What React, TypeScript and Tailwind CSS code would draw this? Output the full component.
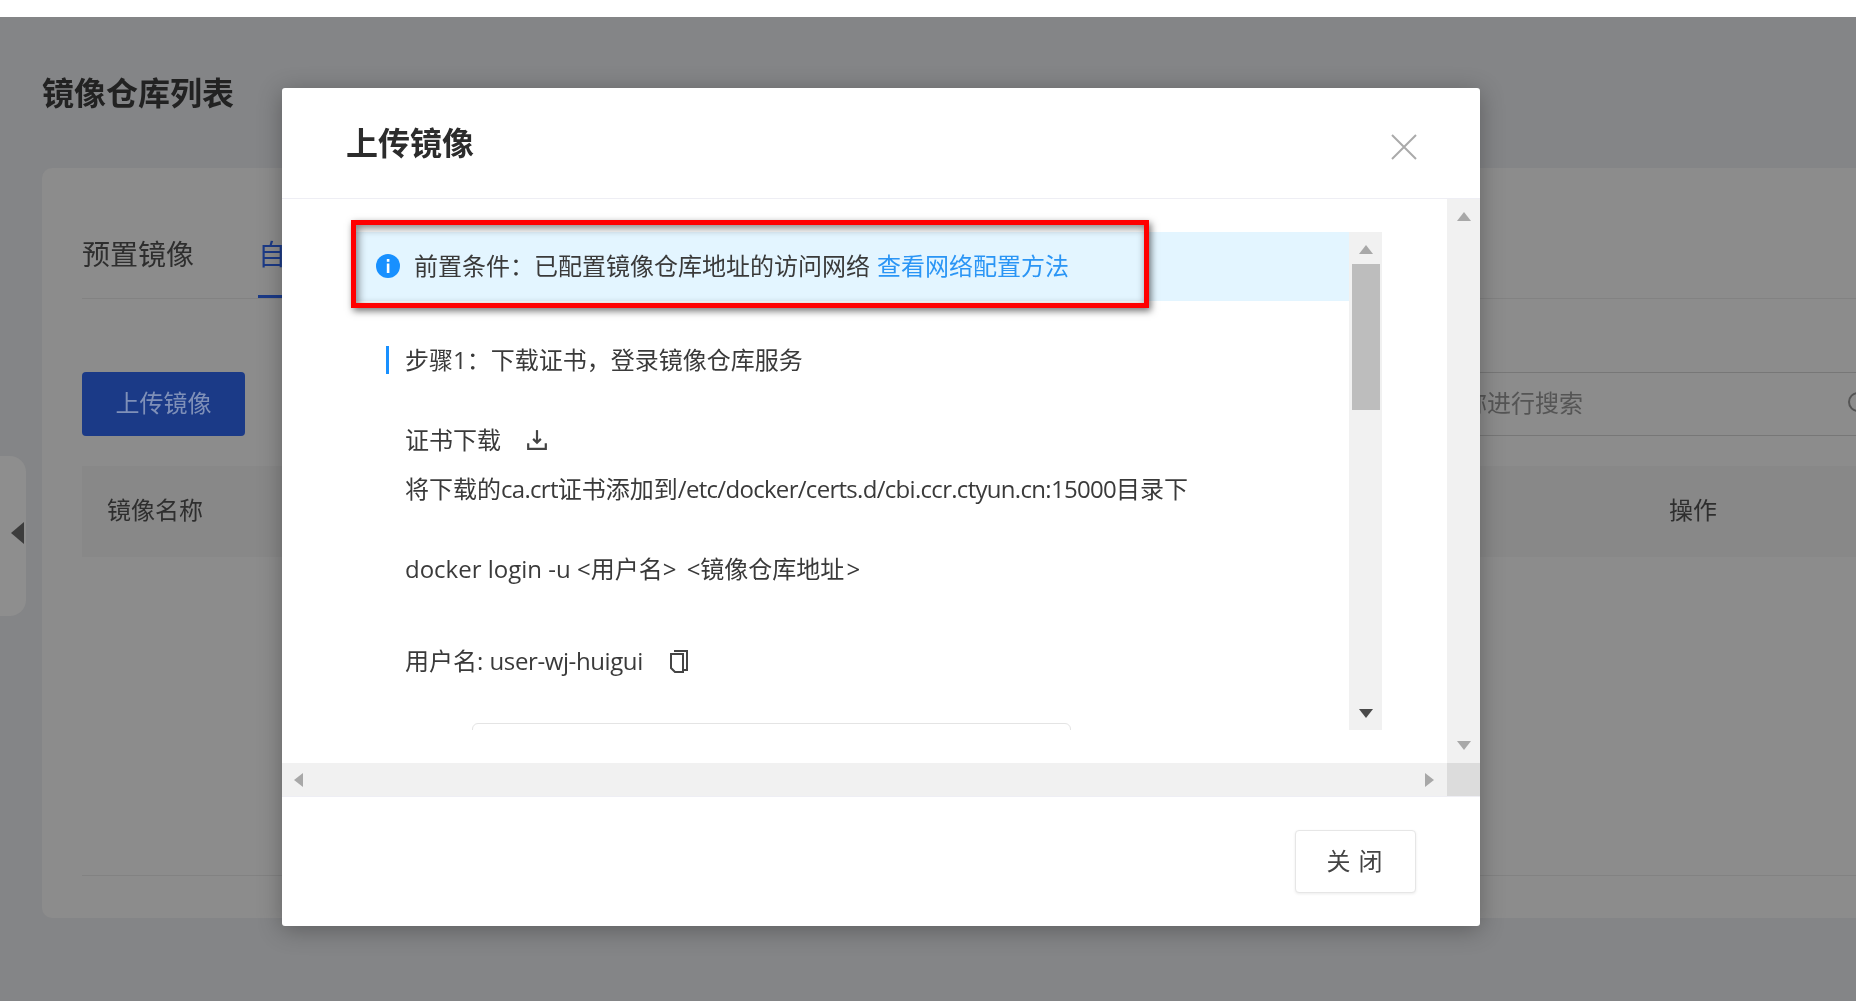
const font = { fontFamily: '"Open Sans", "Noto Sans CJK SC", sans-serif' };

function Tri({ dir, color }: { dir: 'up' | 'down' | 'left' | 'right'; color: string }) {
  const pts = { up: '0,9 7,0 14,9', down: '0,0 14,0 7,9', left: '9,0 9,14 0,7', right: '0,0 9,7 0,14' }[dir];
  const horizontal = dir === 'left' || dir === 'right';
  return (
    <svg width={horizontal ? 9 : 14} height={horizontal ? 14 : 9} className="block shrink-0">
      <polygon points={pts} fill={color} />
    </svg>
  );
}

function InfoIcon() {
  return (
    <svg width="24" height="24" viewBox="0 0 24 24" className="shrink-0">
      <circle cx="12" cy="12" r="12" fill="#1890ff" />
      <rect x="10.8" y="5" width="2.6" height="2.8" fill="#fff" />
      <rect x="10.8" y="9.5" width="2.6" height="9.5" fill="#fff" />
    </svg>
  );
}

function DownloadIcon() {
  return (
    <svg width="22" height="22" viewBox="0 0 20 20" fill="none" stroke="#444" strokeWidth="2" className="shrink-0">
      <path d="M10 1v11" />
      <path d="M6.5 9l3.5 3.5L13.500 9" />
      <path d="M2 13v5h16v-5" />
    </svg>
  );
}

function CopyIcon() {
  return (
    <svg width="20" height="24" viewBox="0 0 20 24" fill="none" stroke="#444" strokeWidth="2" className="shrink-0">
      <path d="M5 2h13v19h-4" />
      <path d="M2 5h12v18H6l-4-4z" />
    </svg>
  );
}

export default function App() {
  return (
    <div className="relative h-[1001px] w-full overflow-hidden bg-[#848587] text-[24px] text-[#333] blur-[0.6px]" style={font}>
      <div className="h-[17px] bg-white" />

      <div className="pl-[42px]">
        <h1 className="mt-[56px] h-[40px] text-[32px] font-bold leading-[40px] text-[#222]">镜像仓库列表</h1>

        <div className="mt-[55px] h-[750px] rounded-l-[10px] bg-[#8c8c8c] pl-[40px]">
          <div className="flex h-[131px] items-end border-b border-[#828282]">
            <div className="h-[62px] w-[113px] text-[28px] leading-[36px] text-[#2e2e2e]">预置镜像</div>
            <div className="ml-[63px] h-[62px] border-b-[3px] border-[#1b3a87] text-[28px] leading-[36px] text-[#1b3a87]">自定义镜像</div>
          </div>

          <div className="mt-[73px] flex h-[64px] w-[1774px] items-stretch">
            <button className="w-[163px] shrink-0 rounded-[4px] bg-[#1b3a87] pb-[2px] text-[24px] text-[#7f90b8]">上传镜像</button>
            <div className="ml-[1058px] flex w-[570px] shrink-0 items-center border-y border-[#777] pb-[3px] pl-[16px] text-[#555]">
              <span className="w-[264px] shrink-0 whitespace-nowrap">请输入镜像名称进行搜索</span>
              <svg width="24" height="24" viewBox="0 0 24 24" fill="none" stroke="#555" strokeWidth="2" className="ml-[264px] shrink-0">
                <circle cx="11" cy="11" r="9" />
              </svg>
            </div>
          </div>

          <div className="mt-[30px] flex h-[91px] items-center bg-[#888888] pb-[4px] pl-[25px] text-[#2e2e2e]">
            <span>镜像名称</span>
            <span className="ml-auto mr-[139px]">操作</span>
          </div>
          <div className="mt-[318px] border-t border-[#828282]" />
        </div>
      </div>

      <div className="absolute left-0 top-[456px] flex h-[160px] w-[26px] items-center justify-center rounded-r-[16px] bg-[#8e8e8e]">
        <svg width="13" height="22" className="mb-[7px] ml-[8px] shrink-0"><polygon points="13,0 13,22 0,11" fill="#3c3c3c" /></svg>
      </div>

      <div className="absolute left-[282px] top-[88px] flex h-[838px] w-[1198px] flex-col rounded-[3px] bg-white shadow-[0_4px_24px_rgba(0,0,0,0.3)]">
        <div className="flex h-[111px] shrink-0 items-center justify-between border-b border-[#eeeef4] pl-[64px] pr-[62px]">
          <span className="text-[32px] font-bold text-[#2c2c2c]">上传镜像</span>
          <svg width="28" height="28" viewBox="0 0 28 28" stroke="#aaa" strokeWidth="2" className="mt-[8px]">
            <path d="M2 2l24 24M26 2L2 26" />
          </svg>
        </div>

        <div className="flex h-[564px] shrink-0">
          <div className="w-[1165px] pl-[70px] pt-[33px]">
            <div className="flex h-[498px]">
              <div className="w-[997px] overflow-hidden">
                <div className="flex h-[69px] items-center gap-[14px] whitespace-nowrap bg-[#e3f5ff] pb-[2px] pl-[24px] text-[#3a3a3a]">
                  <InfoIcon />
                  <span>
                    前置条件{'\uFF1A'}已配置镜像仓库地址的访问网络<span className="ml-[7px] text-[#2a95f5]">查看网络配置方法</span>
                  </span>
                </div>

                <div className="ml-[34px] mt-[45px] h-[28px] border-l-[3px] border-[#1890ff] pl-[16px] leading-[28px] text-[#3a3a3a]">
                  步骤1{'\uFF1A'}下载证书{'\uFF0C'}登录镜像仓库服务
                </div>

                <div className="ml-[53px] mt-[48px] flex h-[36px] items-center gap-[25px] leading-[36px] text-[#3a3a3a]">
                  <span>证书下载</span>
                  <DownloadIcon />
                </div>
                <div className="ml-[53px] mt-[13px] h-[36px] whitespace-nowrap leading-[36px] text-[#3a3a3a]">
                  将下载的<span className="tracking-[-0.7px]">ca.crt</span>证书添加到<span className="tracking-[-0.7px]">/etc/docker/certs.d/cbi.ccr.ctyun.cn:15000</span>目录下
                </div>
                <div className="ml-[53px] mt-[44px] h-[36px] whitespace-nowrap leading-[36px] text-[#3a3a3a]">
                  docker login -u &lt;用户名&gt; <span className="ml-[4px]">&lt;镜像仓库地址</span><span className="ml-[2px]">&gt;</span>
                </div>
                <div className="ml-[53px] mt-[56px] flex h-[36px] items-center gap-[26px] whitespace-nowrap leading-[36px] text-[#3a3a3a]">
                  <span>用户名: <span className="tracking-[-0.4px]">user-wj-huigui</span></span>
                  <CopyIcon />
                </div>
                <div className="ml-[120px] mt-[44px] h-[40px] w-[599px] rounded-t-[6px] border border-[#e4e4e4]" />
              </div>

              <div className="flex w-[33px] flex-col items-center bg-[#f1f1f1] pt-[13px]">
                <Tri dir="up" color="#a8a8a8" />
                <div className="mt-[10px] h-[146px] w-[28px] bg-[#bdbdbd]" />
                <div className="mt-auto pb-[12px]">
                  <Tri dir="down" color="#4a4a4a" />
                </div>
              </div>
            </div>
          </div>

          <div className="flex w-[33px] flex-col items-center justify-between bg-[#f1f1f1] py-[13px]">
            <Tri dir="up" color="#a8a8a8" />
            <Tri dir="down" color="#a8a8a8" />
          </div>
        </div>

        <div className="flex h-[34px] shrink-0 border-b border-[#eeeef4]">
          <div className="flex w-[1165px] items-center justify-between bg-[#f1f1f1] pl-[12px] pr-[13px]">
            <Tri dir="left" color="#a8a8a8" />
            <Tri dir="right" color="#a8a8a8" />
          </div>
          <div className="w-[33px] bg-[#dcdcdc]" />
        </div>

        <div className="flex flex-1 items-start justify-end pr-[64px] pt-[33px]">
          <button className="h-[63px] w-[121px] rounded-[4px] border border-[#e6e6e6] bg-white pb-[2px] pl-[6px] text-[24px] tracking-[8px] text-[#444] shadow-[0_1px_3px_rgba(0,0,0,0.08)]">
            关闭
          </button>
        </div>

        <div className="pointer-events-none absolute left-[69px] top-[132px] h-[88px] w-[798px] border-[5px] border-[#f00] shadow-[2px_3px_7px_rgba(0,0,0,0.55),inset_2px_3px_8px_rgba(0,0,0,0.5)]" />
      </div>
    </div>
  );
}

*The request*:
Look through the data and gather every line with the string "full" in it.

*Finished exercise*:
What React, TypeScript and Tailwind CSS code would draw this? Output the full component.
    <div className="relative h-[1001px] w-full overflow-hidden bg-[#848587] text-[24px] text-[#333] blur-[0.6px]" style={font}>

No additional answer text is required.